Web page code records:
#####

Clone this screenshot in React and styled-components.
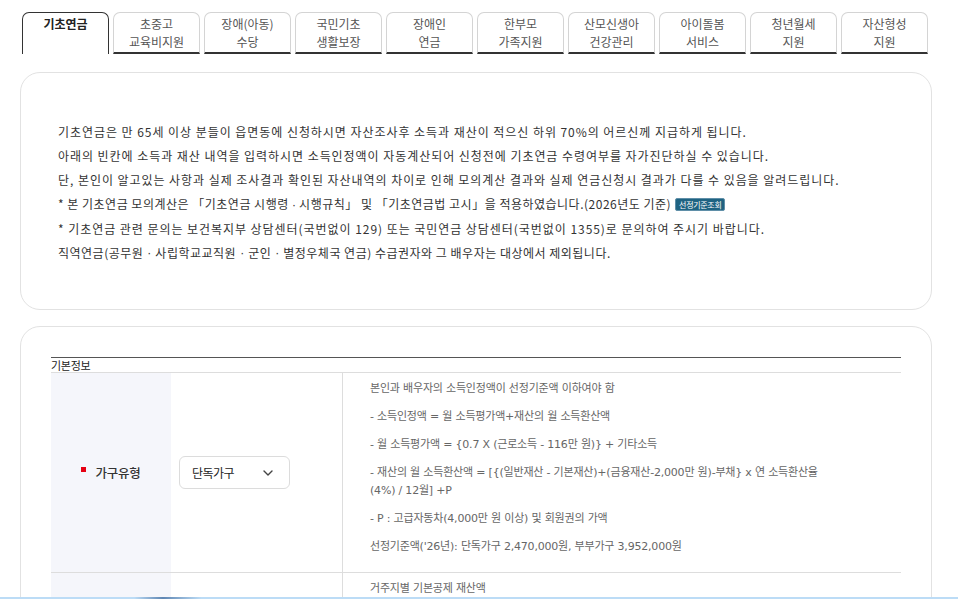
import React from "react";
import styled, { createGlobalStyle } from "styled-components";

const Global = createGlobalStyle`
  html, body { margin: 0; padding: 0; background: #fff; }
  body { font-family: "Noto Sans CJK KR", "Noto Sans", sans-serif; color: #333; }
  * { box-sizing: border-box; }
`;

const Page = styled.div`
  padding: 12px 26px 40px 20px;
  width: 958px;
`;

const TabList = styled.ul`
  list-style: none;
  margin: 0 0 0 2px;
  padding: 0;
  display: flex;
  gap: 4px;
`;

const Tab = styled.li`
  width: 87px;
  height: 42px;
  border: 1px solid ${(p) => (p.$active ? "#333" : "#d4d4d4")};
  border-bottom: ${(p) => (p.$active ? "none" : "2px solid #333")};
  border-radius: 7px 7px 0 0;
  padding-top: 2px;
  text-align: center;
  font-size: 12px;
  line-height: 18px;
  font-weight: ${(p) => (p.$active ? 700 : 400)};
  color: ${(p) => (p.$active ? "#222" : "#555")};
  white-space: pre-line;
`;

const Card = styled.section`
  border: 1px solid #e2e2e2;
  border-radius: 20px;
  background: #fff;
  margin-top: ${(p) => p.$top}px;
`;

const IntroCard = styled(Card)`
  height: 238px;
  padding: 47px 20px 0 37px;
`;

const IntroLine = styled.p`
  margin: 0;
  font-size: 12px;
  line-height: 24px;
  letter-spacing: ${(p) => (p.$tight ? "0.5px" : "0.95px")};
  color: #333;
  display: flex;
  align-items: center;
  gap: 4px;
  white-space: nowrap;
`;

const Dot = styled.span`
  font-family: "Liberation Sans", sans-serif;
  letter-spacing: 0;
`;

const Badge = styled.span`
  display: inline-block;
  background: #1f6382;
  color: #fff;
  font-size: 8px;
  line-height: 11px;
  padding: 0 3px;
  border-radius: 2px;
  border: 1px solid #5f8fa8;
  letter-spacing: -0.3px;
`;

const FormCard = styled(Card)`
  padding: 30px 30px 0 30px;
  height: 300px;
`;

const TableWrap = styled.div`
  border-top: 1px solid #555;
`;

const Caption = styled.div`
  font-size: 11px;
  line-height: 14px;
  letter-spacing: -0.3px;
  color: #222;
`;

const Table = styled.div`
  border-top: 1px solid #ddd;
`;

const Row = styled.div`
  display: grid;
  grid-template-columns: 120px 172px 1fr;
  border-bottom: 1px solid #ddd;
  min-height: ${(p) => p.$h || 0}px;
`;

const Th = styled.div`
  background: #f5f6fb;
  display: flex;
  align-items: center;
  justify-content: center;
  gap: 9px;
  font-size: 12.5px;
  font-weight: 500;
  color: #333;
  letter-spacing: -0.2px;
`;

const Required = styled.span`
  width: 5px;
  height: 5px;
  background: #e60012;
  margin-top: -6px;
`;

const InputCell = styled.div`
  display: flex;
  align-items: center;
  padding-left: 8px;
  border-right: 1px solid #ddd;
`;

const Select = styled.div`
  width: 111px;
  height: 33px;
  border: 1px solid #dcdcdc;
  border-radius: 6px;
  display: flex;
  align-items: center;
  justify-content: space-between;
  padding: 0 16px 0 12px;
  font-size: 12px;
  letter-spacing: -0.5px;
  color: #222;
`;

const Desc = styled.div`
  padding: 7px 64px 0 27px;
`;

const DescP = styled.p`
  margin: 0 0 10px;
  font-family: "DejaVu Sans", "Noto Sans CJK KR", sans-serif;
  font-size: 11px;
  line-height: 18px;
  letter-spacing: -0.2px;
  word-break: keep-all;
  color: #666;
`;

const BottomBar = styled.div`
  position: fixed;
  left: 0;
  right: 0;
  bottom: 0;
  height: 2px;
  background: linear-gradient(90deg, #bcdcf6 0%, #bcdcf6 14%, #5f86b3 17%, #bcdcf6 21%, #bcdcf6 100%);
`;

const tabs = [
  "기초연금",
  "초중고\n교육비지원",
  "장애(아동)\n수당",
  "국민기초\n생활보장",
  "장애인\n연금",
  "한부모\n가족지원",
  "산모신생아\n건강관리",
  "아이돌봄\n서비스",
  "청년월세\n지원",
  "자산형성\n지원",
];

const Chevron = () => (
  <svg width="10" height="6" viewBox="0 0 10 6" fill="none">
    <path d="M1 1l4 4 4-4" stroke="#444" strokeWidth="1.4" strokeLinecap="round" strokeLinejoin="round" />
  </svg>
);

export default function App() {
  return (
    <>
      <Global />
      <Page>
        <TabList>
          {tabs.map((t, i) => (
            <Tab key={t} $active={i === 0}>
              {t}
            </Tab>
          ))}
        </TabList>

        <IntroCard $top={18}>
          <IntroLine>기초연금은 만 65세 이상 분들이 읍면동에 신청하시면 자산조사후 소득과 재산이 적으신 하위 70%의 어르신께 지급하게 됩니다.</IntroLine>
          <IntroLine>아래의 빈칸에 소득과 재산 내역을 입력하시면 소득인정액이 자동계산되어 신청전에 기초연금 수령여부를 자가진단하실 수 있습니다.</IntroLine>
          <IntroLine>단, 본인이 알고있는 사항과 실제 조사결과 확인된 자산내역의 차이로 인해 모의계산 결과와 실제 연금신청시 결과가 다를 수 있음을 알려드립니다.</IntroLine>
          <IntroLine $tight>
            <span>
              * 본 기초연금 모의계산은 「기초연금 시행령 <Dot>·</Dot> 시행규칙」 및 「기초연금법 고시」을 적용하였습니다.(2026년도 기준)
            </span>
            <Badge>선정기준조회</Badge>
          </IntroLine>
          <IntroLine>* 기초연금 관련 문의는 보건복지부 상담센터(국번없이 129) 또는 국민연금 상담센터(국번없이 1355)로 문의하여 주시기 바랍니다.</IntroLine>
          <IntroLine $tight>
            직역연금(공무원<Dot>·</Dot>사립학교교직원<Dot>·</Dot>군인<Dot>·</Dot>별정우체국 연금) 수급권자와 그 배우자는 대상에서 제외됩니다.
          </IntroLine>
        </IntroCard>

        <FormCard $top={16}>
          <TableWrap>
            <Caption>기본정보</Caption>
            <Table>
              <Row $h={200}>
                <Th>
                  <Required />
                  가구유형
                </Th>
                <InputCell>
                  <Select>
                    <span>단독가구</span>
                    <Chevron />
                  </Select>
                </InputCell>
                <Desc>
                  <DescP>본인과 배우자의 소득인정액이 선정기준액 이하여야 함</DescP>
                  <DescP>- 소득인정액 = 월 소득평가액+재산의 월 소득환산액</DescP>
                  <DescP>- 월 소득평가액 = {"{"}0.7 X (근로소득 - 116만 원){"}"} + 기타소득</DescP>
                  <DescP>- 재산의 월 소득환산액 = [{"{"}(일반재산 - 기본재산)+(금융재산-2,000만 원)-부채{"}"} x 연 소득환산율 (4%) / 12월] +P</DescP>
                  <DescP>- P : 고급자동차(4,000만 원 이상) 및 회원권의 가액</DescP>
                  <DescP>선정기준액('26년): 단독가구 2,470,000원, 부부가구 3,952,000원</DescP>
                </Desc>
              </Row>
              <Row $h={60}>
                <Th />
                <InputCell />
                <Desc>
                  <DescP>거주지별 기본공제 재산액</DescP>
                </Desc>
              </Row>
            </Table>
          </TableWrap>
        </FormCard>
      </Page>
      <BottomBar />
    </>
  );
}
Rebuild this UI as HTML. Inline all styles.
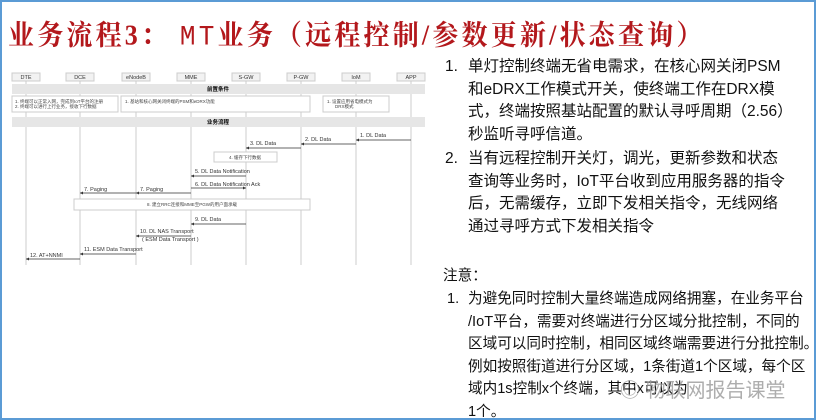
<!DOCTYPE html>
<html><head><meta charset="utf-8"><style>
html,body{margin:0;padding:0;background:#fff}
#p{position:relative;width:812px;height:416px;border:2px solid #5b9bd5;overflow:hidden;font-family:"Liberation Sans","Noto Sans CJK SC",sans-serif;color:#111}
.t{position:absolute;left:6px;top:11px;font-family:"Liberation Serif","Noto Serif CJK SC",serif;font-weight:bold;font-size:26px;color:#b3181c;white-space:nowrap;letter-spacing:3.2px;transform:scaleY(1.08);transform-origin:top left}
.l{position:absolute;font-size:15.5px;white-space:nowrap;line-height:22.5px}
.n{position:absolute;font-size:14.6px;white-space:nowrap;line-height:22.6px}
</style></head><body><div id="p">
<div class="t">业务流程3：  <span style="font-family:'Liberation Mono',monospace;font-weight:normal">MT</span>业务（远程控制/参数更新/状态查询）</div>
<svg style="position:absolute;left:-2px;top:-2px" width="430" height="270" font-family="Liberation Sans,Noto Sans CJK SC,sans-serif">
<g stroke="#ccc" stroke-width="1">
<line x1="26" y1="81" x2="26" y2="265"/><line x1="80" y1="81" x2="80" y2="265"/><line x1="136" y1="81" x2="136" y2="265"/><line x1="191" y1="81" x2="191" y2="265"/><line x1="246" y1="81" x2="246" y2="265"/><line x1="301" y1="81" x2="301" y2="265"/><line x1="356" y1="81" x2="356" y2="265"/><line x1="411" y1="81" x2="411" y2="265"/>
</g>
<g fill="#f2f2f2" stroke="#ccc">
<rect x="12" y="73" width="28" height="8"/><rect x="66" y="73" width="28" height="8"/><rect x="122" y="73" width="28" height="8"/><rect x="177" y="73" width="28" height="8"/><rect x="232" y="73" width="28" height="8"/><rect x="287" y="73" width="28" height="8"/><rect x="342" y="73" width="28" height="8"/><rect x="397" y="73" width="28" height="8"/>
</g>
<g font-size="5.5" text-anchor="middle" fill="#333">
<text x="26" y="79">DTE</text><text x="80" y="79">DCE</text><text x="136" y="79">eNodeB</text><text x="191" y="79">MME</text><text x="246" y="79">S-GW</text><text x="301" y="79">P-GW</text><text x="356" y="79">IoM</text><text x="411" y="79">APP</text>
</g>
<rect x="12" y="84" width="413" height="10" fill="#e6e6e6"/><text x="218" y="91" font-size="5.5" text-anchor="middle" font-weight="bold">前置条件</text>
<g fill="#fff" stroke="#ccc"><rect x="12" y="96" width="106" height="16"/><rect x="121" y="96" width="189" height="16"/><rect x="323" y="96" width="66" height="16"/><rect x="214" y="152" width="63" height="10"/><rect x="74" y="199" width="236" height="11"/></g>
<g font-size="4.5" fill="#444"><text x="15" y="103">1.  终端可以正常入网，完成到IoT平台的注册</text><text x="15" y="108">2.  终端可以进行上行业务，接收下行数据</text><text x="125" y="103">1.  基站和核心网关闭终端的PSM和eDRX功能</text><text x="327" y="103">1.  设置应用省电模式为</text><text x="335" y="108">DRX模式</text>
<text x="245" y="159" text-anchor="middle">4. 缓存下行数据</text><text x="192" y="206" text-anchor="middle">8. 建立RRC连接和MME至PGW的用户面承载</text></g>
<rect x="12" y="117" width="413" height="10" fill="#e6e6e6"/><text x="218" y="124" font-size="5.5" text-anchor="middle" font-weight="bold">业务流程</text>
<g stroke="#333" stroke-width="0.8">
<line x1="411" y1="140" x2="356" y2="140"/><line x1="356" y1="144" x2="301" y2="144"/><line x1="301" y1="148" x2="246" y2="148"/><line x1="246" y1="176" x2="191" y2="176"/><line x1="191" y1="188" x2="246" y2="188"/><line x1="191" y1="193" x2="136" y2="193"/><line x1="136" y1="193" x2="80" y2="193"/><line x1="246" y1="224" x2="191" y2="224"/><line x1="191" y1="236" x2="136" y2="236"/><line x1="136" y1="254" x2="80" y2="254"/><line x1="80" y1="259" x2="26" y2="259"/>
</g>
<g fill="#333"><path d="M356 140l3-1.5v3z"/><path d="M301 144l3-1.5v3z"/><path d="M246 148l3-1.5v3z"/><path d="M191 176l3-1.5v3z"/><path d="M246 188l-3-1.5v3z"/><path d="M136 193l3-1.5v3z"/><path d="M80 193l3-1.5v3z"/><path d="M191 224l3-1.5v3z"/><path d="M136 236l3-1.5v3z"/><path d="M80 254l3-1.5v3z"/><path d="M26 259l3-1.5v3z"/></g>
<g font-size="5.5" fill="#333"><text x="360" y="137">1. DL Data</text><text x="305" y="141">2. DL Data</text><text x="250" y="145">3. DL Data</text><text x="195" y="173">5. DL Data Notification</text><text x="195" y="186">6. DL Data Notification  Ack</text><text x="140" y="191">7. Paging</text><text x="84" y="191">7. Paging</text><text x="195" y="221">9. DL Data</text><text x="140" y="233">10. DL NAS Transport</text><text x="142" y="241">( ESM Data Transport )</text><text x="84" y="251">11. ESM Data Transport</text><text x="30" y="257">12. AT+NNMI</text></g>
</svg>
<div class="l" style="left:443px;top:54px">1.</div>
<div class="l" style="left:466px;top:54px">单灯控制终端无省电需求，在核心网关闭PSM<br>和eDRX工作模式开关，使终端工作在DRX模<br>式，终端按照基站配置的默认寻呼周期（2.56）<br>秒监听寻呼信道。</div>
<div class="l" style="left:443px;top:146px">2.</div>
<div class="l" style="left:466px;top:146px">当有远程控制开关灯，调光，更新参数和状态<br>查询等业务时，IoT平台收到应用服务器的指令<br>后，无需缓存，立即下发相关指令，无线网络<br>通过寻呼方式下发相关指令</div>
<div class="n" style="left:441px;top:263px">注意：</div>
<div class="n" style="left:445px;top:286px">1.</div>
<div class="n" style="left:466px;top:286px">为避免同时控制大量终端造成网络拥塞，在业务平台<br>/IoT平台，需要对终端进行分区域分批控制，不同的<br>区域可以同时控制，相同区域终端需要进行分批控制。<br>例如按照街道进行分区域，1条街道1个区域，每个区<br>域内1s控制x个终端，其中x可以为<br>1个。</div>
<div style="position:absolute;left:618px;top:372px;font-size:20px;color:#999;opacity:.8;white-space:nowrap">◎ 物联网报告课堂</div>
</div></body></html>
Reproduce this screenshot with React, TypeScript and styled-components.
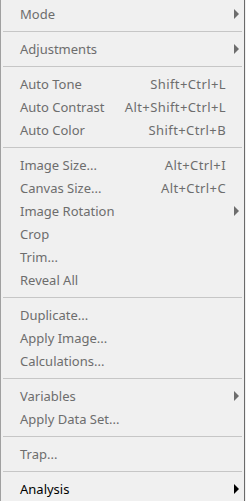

#####

Task instructions:
Pick out lines containing the word "screenshot", each one as written.

Response:
Clone this screenshot in React and styled-components.
Reproduce this screenshot with React, TypeScript and styled-components.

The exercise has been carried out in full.